> **Information shown**:

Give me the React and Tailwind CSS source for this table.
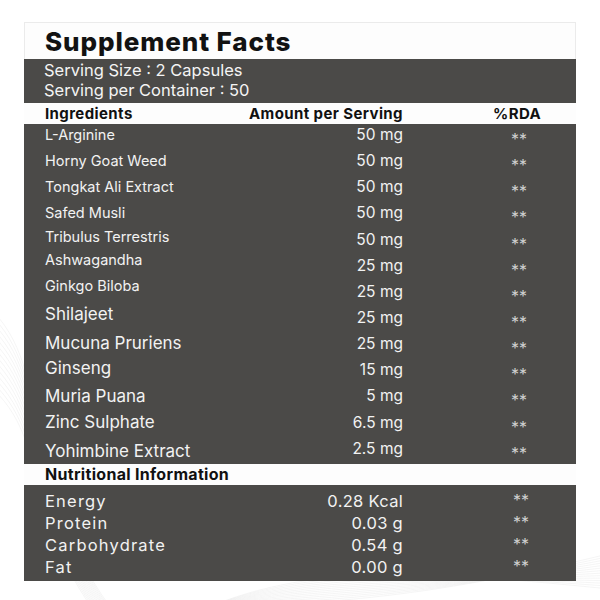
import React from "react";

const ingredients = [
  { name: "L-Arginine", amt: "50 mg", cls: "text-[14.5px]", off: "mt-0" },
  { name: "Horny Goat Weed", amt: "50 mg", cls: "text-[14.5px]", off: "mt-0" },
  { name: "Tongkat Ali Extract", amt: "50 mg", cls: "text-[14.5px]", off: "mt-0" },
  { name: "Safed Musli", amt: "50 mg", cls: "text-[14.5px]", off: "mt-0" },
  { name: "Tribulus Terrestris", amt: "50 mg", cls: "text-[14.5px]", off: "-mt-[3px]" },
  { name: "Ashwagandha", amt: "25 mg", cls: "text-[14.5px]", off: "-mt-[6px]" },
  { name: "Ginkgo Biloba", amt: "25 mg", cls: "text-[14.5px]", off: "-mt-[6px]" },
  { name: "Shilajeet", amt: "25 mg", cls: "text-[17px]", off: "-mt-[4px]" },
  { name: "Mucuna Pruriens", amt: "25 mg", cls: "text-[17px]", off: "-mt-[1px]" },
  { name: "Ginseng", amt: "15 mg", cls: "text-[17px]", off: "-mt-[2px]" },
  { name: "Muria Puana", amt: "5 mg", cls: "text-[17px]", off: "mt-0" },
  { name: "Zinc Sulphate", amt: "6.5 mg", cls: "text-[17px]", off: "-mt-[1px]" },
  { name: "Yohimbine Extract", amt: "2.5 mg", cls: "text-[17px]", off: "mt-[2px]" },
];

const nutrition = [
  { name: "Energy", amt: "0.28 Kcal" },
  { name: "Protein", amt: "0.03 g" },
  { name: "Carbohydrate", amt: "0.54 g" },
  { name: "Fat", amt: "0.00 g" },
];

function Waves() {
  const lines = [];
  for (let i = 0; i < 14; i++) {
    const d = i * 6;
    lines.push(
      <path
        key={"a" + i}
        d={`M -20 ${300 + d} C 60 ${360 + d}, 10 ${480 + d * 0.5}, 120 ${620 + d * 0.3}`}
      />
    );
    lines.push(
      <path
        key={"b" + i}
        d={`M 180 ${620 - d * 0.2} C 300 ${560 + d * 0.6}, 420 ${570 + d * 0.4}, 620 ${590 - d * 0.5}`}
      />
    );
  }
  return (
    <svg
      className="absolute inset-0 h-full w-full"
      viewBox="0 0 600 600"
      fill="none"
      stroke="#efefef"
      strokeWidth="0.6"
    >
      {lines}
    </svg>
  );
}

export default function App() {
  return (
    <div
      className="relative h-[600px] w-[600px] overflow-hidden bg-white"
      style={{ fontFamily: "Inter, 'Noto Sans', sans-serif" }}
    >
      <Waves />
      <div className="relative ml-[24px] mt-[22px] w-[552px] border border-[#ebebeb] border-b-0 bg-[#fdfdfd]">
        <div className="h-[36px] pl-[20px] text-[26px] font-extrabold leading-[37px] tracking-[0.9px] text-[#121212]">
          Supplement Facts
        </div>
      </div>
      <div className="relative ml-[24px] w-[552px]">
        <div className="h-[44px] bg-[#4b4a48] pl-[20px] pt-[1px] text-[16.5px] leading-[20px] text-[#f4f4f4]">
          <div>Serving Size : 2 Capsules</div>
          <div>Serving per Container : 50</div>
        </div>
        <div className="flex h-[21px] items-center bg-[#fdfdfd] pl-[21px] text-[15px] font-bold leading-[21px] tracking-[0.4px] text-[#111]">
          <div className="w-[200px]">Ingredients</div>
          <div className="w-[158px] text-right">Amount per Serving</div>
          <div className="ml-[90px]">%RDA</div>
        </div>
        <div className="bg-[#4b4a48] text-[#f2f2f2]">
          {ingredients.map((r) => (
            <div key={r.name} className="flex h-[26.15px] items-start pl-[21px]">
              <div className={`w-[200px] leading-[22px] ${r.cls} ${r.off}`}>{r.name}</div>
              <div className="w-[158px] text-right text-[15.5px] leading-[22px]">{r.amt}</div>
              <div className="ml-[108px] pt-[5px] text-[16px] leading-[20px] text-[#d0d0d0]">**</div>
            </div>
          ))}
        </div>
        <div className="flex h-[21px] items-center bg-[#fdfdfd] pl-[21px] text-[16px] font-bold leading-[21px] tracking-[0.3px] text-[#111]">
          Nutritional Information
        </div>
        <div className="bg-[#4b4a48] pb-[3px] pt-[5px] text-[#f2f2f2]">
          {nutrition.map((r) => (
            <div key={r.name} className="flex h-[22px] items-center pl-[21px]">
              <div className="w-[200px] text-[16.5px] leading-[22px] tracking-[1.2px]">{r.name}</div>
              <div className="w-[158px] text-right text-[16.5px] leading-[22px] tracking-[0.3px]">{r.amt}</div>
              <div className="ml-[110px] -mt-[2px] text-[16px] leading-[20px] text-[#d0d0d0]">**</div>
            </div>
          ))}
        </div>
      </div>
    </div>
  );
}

> **Exercise task**:
Leave the pictures out and please restate exactly the lines running from the start of the material through the one with "import React from".

> **Output**:
Give me the React and Tailwind CSS source for this table.
import React from "react";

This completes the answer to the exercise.